The EU had already begun a review of its MiFID II securities law and a European Commission discussion paper set out initial ideas on how this could become part of a “COVID recovery package”.

“This note aims to initiate a debate on whether urgent remedies across the spectrum of securities markets legislation might serve as one of many tools to facilitate an early recovery after the COVID crisis abates,” the document seen by Reuters said. It follows a “quick fix” package of capital relief measures for banks.

Ideas include confining cost and charges disclosures to retail investors, reducing the need for a “suitability assessment” each time an investment decision is taken, and easing the requirement for conversations with investors to be recorded.

Stringent protections for products could be confined to more complex products, it added.

It suggests a temporary five-year suspension of rules that require detailed record keeping when issuers “sound out” investors about interest in a transaction.

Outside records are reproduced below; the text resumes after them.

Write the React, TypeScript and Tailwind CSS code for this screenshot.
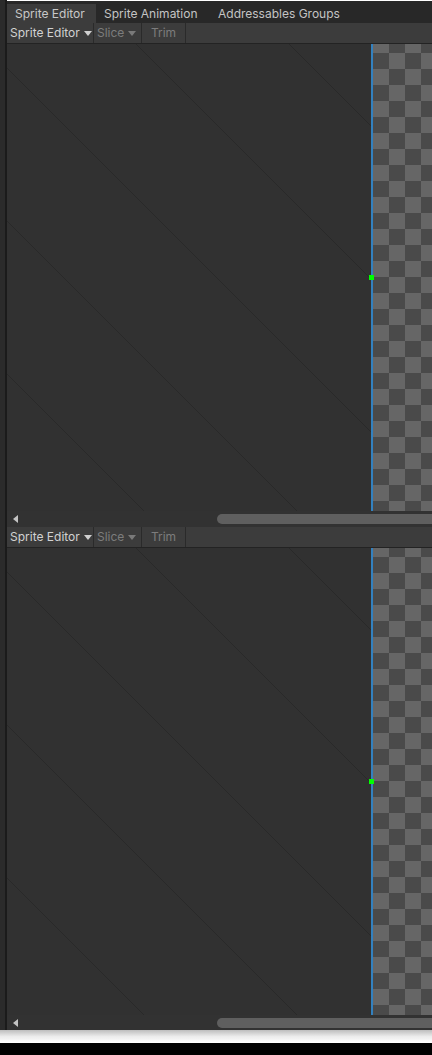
import React from "react";

// Two stacked Sprite Editor panels (Unity dark theme) in a narrow window.

const LINE_OFFSETS = [-282, -129, 24, 177, 330];
const CHECK_ROWS = Array.from({ length: 30 }, (_, i) => i);
const CHECK_COLS = [0, 1, 2, 3];

function Caret({ dim }: { dim?: boolean }) {
  return (
    <svg width="8" height="5" viewBox="0 0 8 5" className="ml-[4px]" aria-hidden>
      <path d="M0 0 L8 0 L4 5 Z" fill={dim ? "#7a7a7a" : "#d0d0d0"} />
    </svg>
  );
}

function Toolbar() {
  return (
    <div className="flex h-[21px] shrink-0 border-b border-[#232323] bg-[#3c3c3c] text-[12px] leading-none">
      <div className="flex w-[87px] items-center border-r border-[#2a2a2a] pl-[3px] text-[#d2d2d2]">
        Sprite Editor
        <Caret />
      </div>
      <div className="flex w-[48px] items-center border-r border-[#2a2a2a] pl-[3px] text-[#7c7c7c]">
        Slice
        <Caret dim />
      </div>
      <div className="flex w-[44px] items-center justify-center border-r border-[#2a2a2a] text-[#7c7c7c]">
        Trim
      </div>
      <div className="flex-1" />
    </div>
  );
}

// transparency checkerboard, 16px cells, top row cut by 7px
function Checker() {
  return (
    <div className="flex-1 overflow-hidden">
      <div className="mt-[-7px] grid w-[64px] grid-cols-4">
        {CHECK_ROWS.map((r) =>
          CHECK_COLS.map((c) => (
            <div
              key={`${r}-${c}`}
              className={`h-[16px] w-[16px] ${(r + c) % 2 === 0 ? "bg-[#666666]" : "bg-[#4a4a4a]"}`}
            />
          )),
        )}
      </div>
    </div>
  );
}

function Canvas() {
  return (
    <div className="relative flex h-[467px] shrink-0">
      <div className="w-[364px] shrink-0 bg-[#313131]">
        <svg width="364" height="467" viewBox="0 0 364 467" aria-hidden>
          {LINE_OFFSETS.map((c) => (
            <line key={c} x1={0} y1={c} x2={600} y2={600 + c} stroke="#292929" strokeWidth={1} />
          ))}
        </svg>
      </div>
      <div className="w-[2px] shrink-0 bg-[#3381bf]" />
      <Checker />
      {/* pivot handle */}
      <div className="absolute left-[362px] top-[231px] h-[5px] w-[5px] bg-[#00ff00]" />
    </div>
  );
}

function Scrollbar({ h }: { h: string }) {
  return (
    <div className={`flex shrink-0 items-center bg-[#323232] ${h}`}>
      <svg width="5" height="8" viewBox="0 0 5 8" className="ml-[6px]" aria-hidden>
        <path d="M5 0 L5 8 L0 4 Z" fill="#c4c4c4" />
      </svg>
      <div className="ml-[199px] h-[10px] flex-1 rounded-l-full bg-[#5f5f5f]" />
    </div>
  );
}

function Panel({ last }: { last?: boolean }) {
  return (
    <div className="flex flex-col">
      <Toolbar />
      <Canvas />
      <Scrollbar h={last ? "h-[15px]" : "h-[16px]"} />
    </div>
  );
}

export default function App() {
  return (
    <div className="flex h-[1055px] w-[432px] flex-col overflow-hidden bg-black font-['Inter','Liberation_Sans',sans-serif]">
      <div className="flex h-[1030px] shrink-0">
        <div className="w-[5px] bg-[#2b2b2b]" />
        <div className="w-[2px] bg-[#1b1b1b]" />
        <div className="flex min-w-0 flex-1 flex-col bg-[#282828]">
          <div className="h-[1px] shrink-0 bg-white" />
          <div className="flex h-[22px] shrink-0 items-end text-[12px] leading-none">
            <div className="flex h-[19px] w-[89px] items-center bg-[#3c3c3c] pl-[8px] pt-[1px] text-[#c8c8c8]">
              Sprite Editor
            </div>
            <div className="flex h-[19px] w-[114px] items-center pl-[8px] pt-[1px] text-[#c4c4c4]">
              Sprite Animation
            </div>
            <div className="flex h-[19px] items-center pl-[8px] pt-[1px] text-[#c4c4c4]">
              Addressables Groups
            </div>
          </div>
          <Panel />
          <Panel last />
        </div>
      </div>
      <div className="h-[13px] shrink-0 bg-linear-to-b from-[#bdbdbd] via-[#ececec] to-white" />
    </div>
  );
}
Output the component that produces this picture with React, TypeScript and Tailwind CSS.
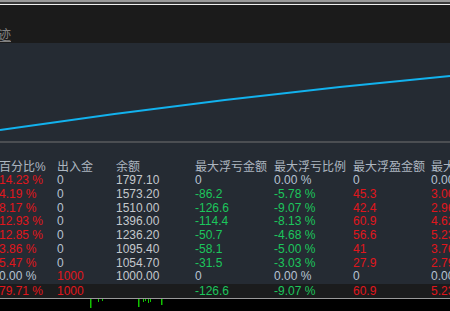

The need to keep “insider lists” could also be suspended for five years after the first listing.

The introduction of a “short form” prospectus for companies that are already listed in the bloc to raise money could also make it easier for companies to raise funds faster, it said.

A prospectus is currently not needed for trading shares exchanged from other securities if they represent less than 20% of shares that has already been admitted to trading.

With rapid recapitalisation of companies needed after the COVID crisis, the 20% threshold could be temporarily suspended or increased, the document said.

A group of experts will publish recommendations next Wednesday to deepen the EU’s capital markets, a five-year project made all the more urgent by COVID-19 and Brexit.

The European Commission has said it will make legislative proposals for securities markets around October.